Adrien Brody Adrien Brody Adrien Brody Adrien Brody.
One sentence you’ll probably never hear coming out of my mouth is “I’m sick of Adrien Brody films.” Granted someone will probably go back a few years and find me saying the same thing about Danny Trejo, whose films I now mostly boycott, but consider this for a moment. Shut up.
Clean is a 2022 Hulu release directed by Paul Solet who you may know from 2009’s Grace and 2017’s Bullet Head starring who else but Adrien Brody. Clean stars Adrien Brody as Clean, a trash man in Utica who works the night shift. My condolences, on the Utica part. Now Clean is a garbage man who works at night in a shitty part of a shitty city, meaning he has a tragic, often violent history. All of them do, just ask your local garbage man. It’s a requirement for the night job position.

Now Clean has taken on a surrogate daughter Dianda (Chandler DuPont) because her parents aren’t in the picture and she lives with her grandma who can’t really provide for her. While trying to protect her from the numerous bad men in the city, Clean unfortunately draws the ire and retribution of the local mafia man Michael.
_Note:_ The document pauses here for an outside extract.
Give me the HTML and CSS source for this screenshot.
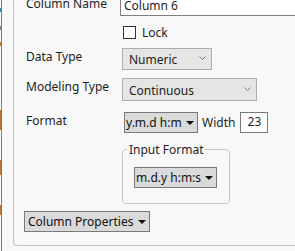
FILE: index.html
```html
<!DOCTYPE html>
<html lang="en">
<head>
    <meta charset="UTF-8">
    <title>Column Info</title>
    <link rel="stylesheet" href="styles.css">
</head>
<body>
<div class="edge"></div>
<div class="panel">
    <div class="row row-name">
        <span class="lbl">Column Name</span>
        <div class="name-box">Column 6</div>
    </div>
    <div class="row row-lock">
        <span></span>
        <div class="lock"><span class="check"></span>Lock</div>
    </div>
    <div class="row row-type">
        <span class="lbl">Data Type</span>
        <div class="combo combo-type"><span>Numeric</span>
            <svg class="chev" width="7" height="4" viewBox="0 0 7 4"><path d="M0.5 0.5 L3.5 3.5 L6.5 0.5" fill="none" stroke="#777" stroke-width="1"/></svg>
        </div>
    </div>
    <div class="row row-model">
        <span class="lbl">Modeling Type</span>
        <div class="combo combo-model"><span>Continuous</span>
            <svg class="chev" width="7" height="4" viewBox="0 0 7 4"><path d="M0.5 0.5 L3.5 3.5 L6.5 0.5" fill="none" stroke="#777" stroke-width="1"/></svg>
        </div>
    </div>
    <div class="row row-format">
        <span class="lbl">Format</span>
        <div class="format-line">
            <div class="drop drop-format"><span>y.m.d h:m</span><span class="tri"></span></div>
            <span class="width-lbl">Width</span>
            <div class="width-box">23</div>
        </div>
    </div>
    <div class="row row-input">
        <span></span>
        <fieldset class="group">
            <legend>Input Format</legend>
            <div class="drop drop-input"><span>m.d.y h:m:s</span><span class="tri"></span></div>
        </fieldset>
    </div>
    <div class="drop drop-props"><span>Column Properties</span><span class="tri"></span></div>
</div>
</body>
</html>
```

FILE: styles.css
```css
*{
    margin: 0;
    padding: 0;
    box-sizing: border-box;
}
html,body{
    width: 295px;
    height: 251px;
    overflow: hidden;
    background: #f8f8f8;
}
body{
    display: flex;
    align-items: flex-start;
    font-family: "Noto Sans", "Open Sans", sans-serif;
    font-size: 12px;
    line-height: 17px;
    color: #1e1e1e;
    white-space: nowrap;
}
.edge{
    flex: none;
    width: 2px;
    height: 251px;
    border-right: 1px solid #7d7d7d;
    background: linear-gradient(#f8f8f8 8px, #2b8a9a 8px, #2b8a9a 12px, #f8f8f8 12px, #f8f8f8 26px, #c87a2a 26px, #3a7cc8 30px, #f8f8f8 30px, #f8f8f8 42px, #c87a2a 42px, #c87a2a 46px, #f8f8f8 46px, #f8f8f8 110px, #b8742a 110px, #b8742a 130px, #f8f8f8 130px, #f8f8f8 160px, #b8742a 160px, #b8742a 175px, #f8f8f8 175px, #f8f8f8 205px, #b8742a 205px, #b8742a 215px, #f8f8f8 215px);
}
.panel{
    flex: none;
    margin-left: 11px;
    width: 300px;
    height: 246px;
    padding: 0 0 14px 10px;
    border-left: 1px solid #c3c3c3;
    border-bottom: 1px solid #c3c3c3;
    border-bottom-left-radius: 4px;
}
.row{
    display: grid;
    grid-template-columns: 98px auto;
    align-items: start;
}
.lbl{
    padding-left: 2px;
}
.row-name{
    margin-top: -6px;
}
.row-name .lbl{
    padding-top: 1px;
}
.name-box{
    margin-left: -2px;
    width: 200px;
    height: 22px;
    padding: 2px 3px;
    background: #fff;
    border: 1px solid #7f7f7f;
}
.row-lock{
    margin-top: 10px;
}
.lock{
    display: flex;
    align-items: center;
    height: 13px;
    margin-left: 1px;
}
.check{
    flex: none;
    width: 13px;
    height: 13px;
    background: #fff;
    border: 1px solid #333;
    margin-right: 6px;
}
.row-type{
    margin-top: 9px;
}
.row-model{
    margin-top: 8px;
}
.combo{
    display: flex;
    align-items: center;
    justify-content: space-between;
    padding: 1px 5px 0 6px;
    background: #e5e5e5;
    border: 1px solid #adadad;
}
.combo-type{
    width: 90px;
    height: 22px;
}
.combo-model{
    width: 135px;
    height: 23px;
}
.chev{
    flex: none;
    margin-top: -3px;
}
.row-format{
    margin-top: 11px;
}
.format-line{
    display: flex;
    align-items: flex-start;
}
.drop{
    display: flex;
    align-items: center;
    justify-content: space-between;
    height: 21px;
    padding: 0 3px 0 1px;
    background: #dadada;
    border: 1px solid #7a7a7a;
    color: #111;
}
.tri{
    flex: none;
    width: 0;
    height: 0;
    margin-left: 3px;
    border-left: 4px solid transparent;
    border-right: 4px solid transparent;
    border-top: 4px solid #111;
}
.drop-format{
    width: 74px;
    margin-left: 2px;
}
.width-lbl{
    margin-left: 4px;
    padding-top: 2px;
}
.width-box{
    width: 28px;
    height: 21px;
    margin-left: 5px;
    text-align: center;
    background: #fff;
    border: 1px solid #7a7a7a;
}
.row-input{
    margin-top: 8px;
}
.group{
    width: 108px;
    padding: 9px 12px 15px 11px;
    border: 1px solid #c8c8c8;
    border-radius: 4px;
}
.group legend{
    margin-left: -7px;
    padding: 0 2px;
}
.drop-input{
    width: 83px;
}
.drop-props{
    width: 126px;
    margin-top: 7px;
    padding-left: 3px;
}
```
Obviously a big part of the film is about parenting. Clean has his own tragic history with his family, Dianda is growing up without parents, and Michael? Well Michael is a whole different story. Played by the incredibly talented Glenn Fleshler of Joker and more importantly The Cobbler fame, Michael is on the opposite end of Clean, teaching his son to be a bad guy while feeling morally responsible in creating the next generation of criminal because that’s how his dad raised him. Mikey (Richie Merritt) meanwhile doesn’t really want anything to do with that mafia life and may be on the receiving end of an ass-whoopin as a result.

Clean isn’t a revenge fantasy, but instead a somber story about a man who tried to leave the old life behind only to find himself pulled back. Rather than being driven by revenge, Clean knows that the best defense is often a good offense, and that guys like Michael will never truly stop being a threat until they are dealt with. There’s a few good fight scenes in the movie, Clean gets his ass beaten enough to remind you that he’s not a superhero, and overall the soundtrack is just fantastic.
It’s a story that we’ve seen a million times before but in the capable hands of Adrien Brody (who is also a writer, producer, and did the music) as well as Fleshler, Merritt, DuPont, and even RZA as Pawn Shop owner Kurt, it’s an engaging movie that will keep you through the 90 minutes. Brody’s Clean is a retread of the “man with the dark past” story that might come off as derivative, but the film gives it enough emotional baggage that it does ultimately feel fresh to me.